Exercise requirements ::
Using the data below, gather each line that includes the word "React".

(Rows from a dataset of pages and code)
++++++++++
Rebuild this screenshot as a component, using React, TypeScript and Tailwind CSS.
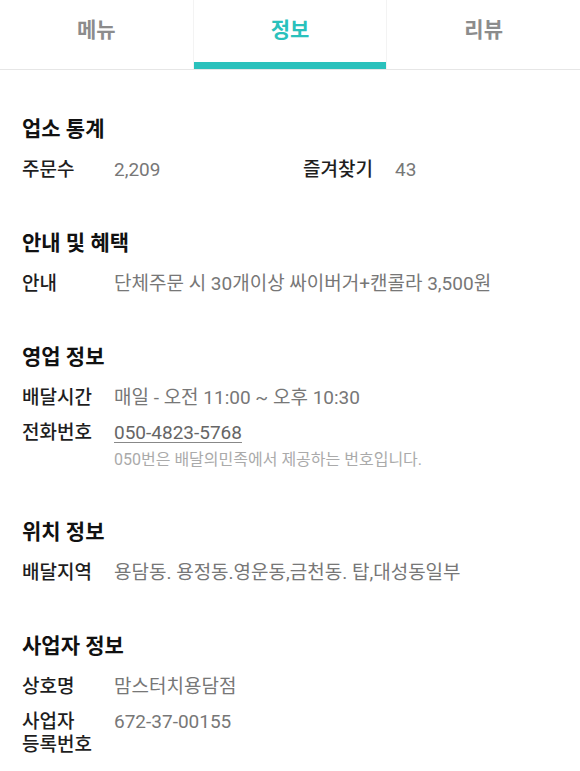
import React from 'react';

const FONT = "font-['Roboto','Noto_Sans_CJK_KR',sans-serif]";

const TABS = [
  { label: '메뉴', active: false },
  { label: '정보', active: true },
  { label: '리뷰', active: false },
];

function Row({ label, children }: { label: React.ReactNode; children: React.ReactNode }) {
  return (
    <div className="flex text-[19px] leading-[23px]">
      <div className="w-[92px] shrink-0 font-medium text-[#1e1e1e]">{label}</div>
      <div className="text-[#777] whitespace-nowrap">{children}</div>
    </div>
  );
}

function Section({ title, children }: { title: string; children: React.ReactNode }) {
  return (
    <section>
      <h2 className="text-[21px] leading-[28px] font-bold text-[#111]">{title}</h2>
      <div className="mt-[15px] flex flex-col gap-[12px]">{children}</div>
    </section>
  );
}

export default function App() {
  return (
    <div className={`${FONT} bg-white w-[580px] h-[771px] overflow-hidden`}>
      {/* 탭 */}
      <div className="flex h-[70px] border-b border-[#e6e6e6]">
        {TABS.map((t, i) => (
          <div
            key={t.label}
            className={`relative flex-1 flex items-start justify-center pt-[16px] ${i === 1 ? 'border-x border-[#f3f3f3]' : ''}`}
          >
            <span className={`text-[21px] leading-[28px] font-bold ${t.active ? 'text-[#2ac1bc]' : 'text-[#8c8c8c]'}`}>
              {t.label}
            </span>
            {t.active && <div className="absolute left-0 right-0 bottom-0 h-[7px] bg-[#2ac1bc]" />}
          </div>
        ))}
      </div>

      <div className="px-[22px] pt-[45px] flex flex-col gap-[48px]">
        <Section title="업소 통계">
          <div className="flex">
            <div className="w-[281px]">
              <Row label="주문수">2,209</Row>
            </div>
            <Row label="즐겨찾기">43</Row>
          </div>
        </Section>

        <Section title="안내 및 혜택">
          <Row label="안내">단체주문 시 30개이상 싸이버거+캔콜라 3,500원</Row>
        </Section>

        <Section title="영업 정보">
          <Row label="배달시간">매일 - 오전 11:00 ~ 오후 10:30</Row>
          <div>
            <Row label="전화번호">
              <span className="text-[#666] underline underline-offset-[3px] decoration-[#888]">050-4823-5768</span>
            </Row>
            <div className="mt-[6px] pl-[92px] text-[16px] leading-[20px] text-[#aaa]">
              050번은 배달의민족에서 제공하는 번호입니다.
            </div>
          </div>
        </Section>

        <Section title="위치 정보">
          <Row label="배달지역">용담동. 용정동.영운동,금천동. 탑,대성동일부</Row>
        </Section>

        <Section title="사업자 정보">
          <Row label="상호명">맘스터치용담점</Row>
          <Row label={<>사업자<br />등록번호</>}>672-37-00155</Row>
        </Section>
      </div>
    </div>
  );
}
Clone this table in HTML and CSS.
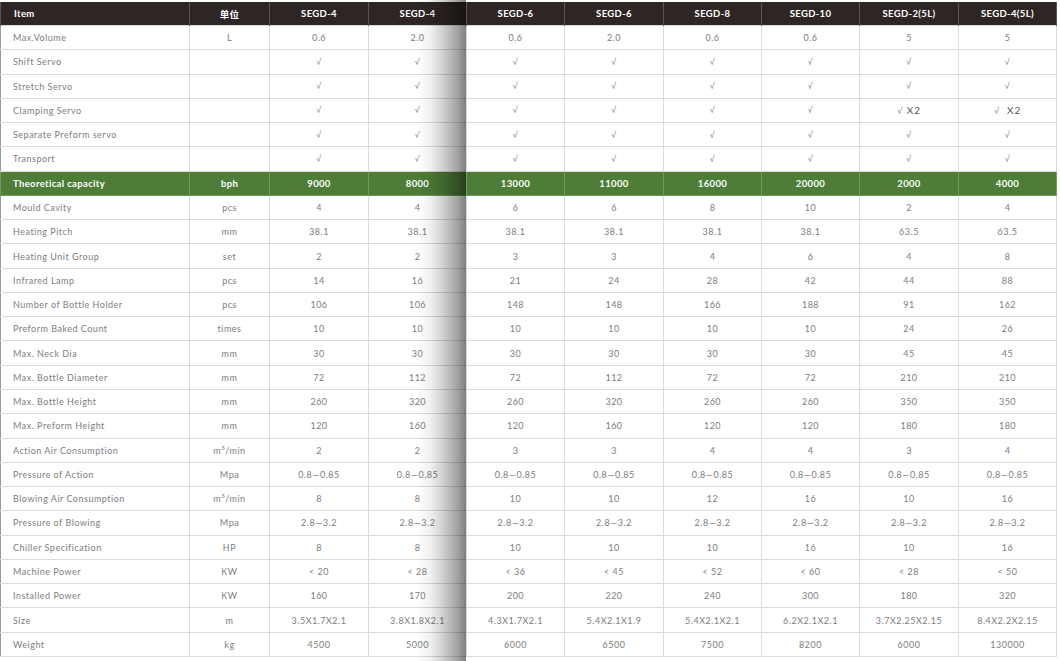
FILE: index.html
```html
<!DOCTYPE html>
<html>
<head>
<meta charset="utf-8">
<link rel="stylesheet" href="styles.css">
</head>
<body>
<div class="page">
<table class="spec">
<colgroup>
<col class="c-item"><col class="c-unit"><col class="c-a"><col class="c-b"><col class="c-b"><col class="c-a"><col class="c-b"><col class="c-b"><col class="c-a"><col class="c-b">
</colgroup>
<thead>
<tr><th class="first">Item</th><th>单位</th><th>SEGD-4</th><th>SEGD-4</th><th>SEGD-6</th><th>SEGD-6</th><th>SEGD-8</th><th>SEGD-10</th><th>SEGD-2(5L)</th><th>SEGD-4(5L)</th></tr>
</thead>
<tbody>
<tr><td>Max.Volume</td><td>L</td><td>0.6</td><td>2.0</td><td>0.6</td><td>2.0</td><td>0.6</td><td>0.6</td><td>5</td><td>5</td></tr>
<tr><td>Shift Servo</td><td></td><td class="ck">√</td><td class="ck">√</td><td class="ck">√</td><td class="ck">√</td><td class="ck">√</td><td class="ck">√</td><td class="ck">√</td><td class="ck">√</td></tr>
<tr><td>Stretch Servo</td><td></td><td class="ck">√</td><td class="ck">√</td><td class="ck">√</td><td class="ck">√</td><td class="ck">√</td><td class="ck">√</td><td class="ck">√</td><td class="ck">√</td></tr>
<tr><td>Clamping Servo</td><td></td><td class="ck">√</td><td class="ck">√</td><td class="ck">√</td><td class="ck">√</td><td class="ck">√</td><td class="ck">√</td><td class="x2"><span class="ckm">√</span> X2</td><td class="x2"><span class="ckm">√</span>&nbsp;&nbsp;X2</td></tr>
<tr><td>Separate Preform servo</td><td></td><td class="ck">√</td><td class="ck">√</td><td class="ck">√</td><td class="ck">√</td><td class="ck">√</td><td class="ck">√</td><td class="ck">√</td><td class="ck">√</td></tr>
<tr><td>Transport</td><td></td><td class="ck">√</td><td class="ck">√</td><td class="ck">√</td><td class="ck">√</td><td class="ck">√</td><td class="ck">√</td><td class="ck">√</td><td class="ck">√</td></tr>
<tr class="hl"><td>Theoretical capacity</td><td>bph</td><td>9000</td><td>8000</td><td>13000</td><td>11000</td><td>16000</td><td>20000</td><td>2000</td><td>4000</td></tr>
<tr><td>Mould Cavity</td><td>pcs</td><td>4</td><td>4</td><td>6</td><td>6</td><td>8</td><td>10</td><td>2</td><td>4</td></tr>
<tr><td>Heating Pitch</td><td>mm</td><td>38.1</td><td>38.1</td><td>38.1</td><td>38.1</td><td>38.1</td><td>38.1</td><td>63.5</td><td>63.5</td></tr>
<tr><td>Heating Unit Group</td><td>set</td><td>2</td><td>2</td><td>3</td><td>3</td><td>4</td><td>6</td><td>4</td><td>8</td></tr>
<tr><td>Infrared Lamp</td><td>pcs</td><td>14</td><td>16</td><td>21</td><td>24</td><td>28</td><td>42</td><td>44</td><td>88</td></tr>
<tr><td>Number of Bottle Holder</td><td>pcs</td><td>106</td><td>106</td><td>148</td><td>148</td><td>166</td><td>188</td><td>91</td><td>162</td></tr>
<tr><td>Preform Baked Count</td><td>times</td><td>10</td><td>10</td><td>10</td><td>10</td><td>10</td><td>10</td><td>24</td><td>26</td></tr>
<tr><td>Max. Neck Dia</td><td>mm</td><td>30</td><td>30</td><td>30</td><td>30</td><td>30</td><td>30</td><td>45</td><td>45</td></tr>
<tr><td>Max. Bottle Diameter</td><td>mm</td><td>72</td><td>112</td><td>72</td><td>112</td><td>72</td><td>72</td><td>210</td><td>210</td></tr>
<tr><td>Max. Bottle Height</td><td>mm</td><td>260</td><td>320</td><td>260</td><td>320</td><td>260</td><td>260</td><td>350</td><td>350</td></tr>
<tr><td>Max. Preform Height</td><td>mm</td><td>120</td><td>160</td><td>120</td><td>160</td><td>120</td><td>120</td><td>180</td><td>180</td></tr>
<tr><td>Action Air Consumption</td><td>m<sup>3</sup>/min</td><td>2</td><td>2</td><td>3</td><td>3</td><td>4</td><td>4</td><td>3</td><td>4</td></tr>
<tr><td>Pressure of Action</td><td>Mpa</td><td>0.8—0.85</td><td>0.8—0.85</td><td>0.8—0.85</td><td>0.8—0.85</td><td>0.8—0.85</td><td>0.8—0.85</td><td>0.8—0.85</td><td>0.8—0.85</td></tr>
<tr><td>Blowing Air Consumption</td><td>m<sup>3</sup>/min</td><td>8</td><td>8</td><td>10</td><td>10</td><td>12</td><td>16</td><td>10</td><td>16</td></tr>
<tr><td>Pressure of Blowing</td><td>Mpa</td><td>2.8—3.2</td><td>2.8—3.2</td><td>2.8—3.2</td><td>2.8—3.2</td><td>2.8—3.2</td><td>2.8—3.2</td><td>2.8—3.2</td><td>2.8—3.2</td></tr>
<tr><td>Chiller Specification</td><td>HP</td><td>8</td><td>8</td><td>10</td><td>10</td><td>10</td><td>16</td><td>10</td><td>16</td></tr>
<tr><td>Machine Power</td><td>KW</td><td>&lt; 20</td><td>&lt; 28</td><td>&lt; 36</td><td>&lt; 45</td><td>&lt; 52</td><td>&lt; 60</td><td>&lt; 28</td><td>&lt; 50</td></tr>
<tr><td>Installed Power</td><td>KW</td><td>160</td><td>170</td><td>200</td><td>220</td><td>240</td><td>300</td><td>180</td><td>320</td></tr>
<tr><td>Size</td><td>m</td><td>3.5X1.7X2.1</td><td>3.8X1.8X2.1</td><td>4.3X1.7X2.1</td><td>5.4X2.1X1.9</td><td>5.4X2.1X2.1</td><td>6.2X2.1X2.1</td><td>3.7X2.25X2.15</td><td>8.4X2.2X2.15</td></tr>
<tr><td>Weight</td><td>kg</td><td>4500</td><td>5000</td><td>6000</td><td>6500</td><td>7500</td><td>8200</td><td>6000</td><td>130000</td></tr>
</tbody>
</table>
<div class="fold"></div>
</div>
</body>
</html>
```
FILE: styles.css
```css
html, body {
  margin: 0;
  padding: 0;
  background: #ffffff;
}
.page {
  position: relative;
  width: 1060px;
  height: 661px;
  padding-top: 2px;
  box-sizing: border-box;
  overflow: hidden;
  font-family: Lato, "Noto Sans CJK SC", sans-serif;
}
.spec {
  border-collapse: collapse;
  table-layout: fixed;
  width: 1057px;
}
.c-item { width: 189px; }
.c-unit { width: 80px; }
.c-a { width: 99px; }
.c-b { width: 98px; }
.spec th {
  height: 23px;
  padding: 0;
  background: #2e2624;
  color: #ffffff;
  font-size: 9.5px;
  font-weight: 700;
  letter-spacing: 0.35px;
  text-align: center;
  border-left: 1px solid #5e5654;
  border-right: 1px solid #5e5654;
}
.spec th.first {
  text-align: left;
  padding-left: 13px;
}
.spec td {
  height: 23.28px;
  padding: 0;
  border: 1px solid #dadada;
  color: #7d7d7d;
  font-size: 9px;
  letter-spacing: 0.5px;
  text-align: center;
  white-space: nowrap;
}
.spec td:first-child {
  text-align: left;
  padding-left: 12px;
  border-left: 1px solid #9a9a9a;
}
.spec td.ck,
.spec .ckm {
  color: #8e8e8e;
  font-size: 8.5px;
}
.spec td.x2 {
  color: #555555;
  font-size: 10px;
  letter-spacing: 0.9px;
}
.spec sup {
  font-size: 6px;
  vertical-align: 4px;
  line-height: 0;
}
.spec tr.hl td {
  background: #4d7d37;
  color: #ffffff;
  font-weight: 700;
  font-size: 9.5px;
  letter-spacing: 0.35px;
  border-color: #6f9a5c;
}
.fold {
  position: absolute;
  top: 0;
  bottom: 0;
  left: 418px;
  width: 48px;
  background: linear-gradient(to right,
    rgba(0, 0, 0, 0) 0%,
    rgba(0, 0, 0, 0.06) 25%,
    rgba(0, 0, 0, 0.2) 55%,
    rgba(0, 0, 0, 0.38) 85%,
    rgba(0, 0, 0, 0.5) 100%);
  pointer-events: none;
}
```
++++++++++
Written answer ::
Rebuild this screenshot as a component, using React, TypeScript and Tailwind CSS.
import React from 'react';
function Row({ label, children }: { label: React.ReactNode; children: React.ReactNode }) {
function Section({ title, children }: { title: string; children: React.ReactNode }) {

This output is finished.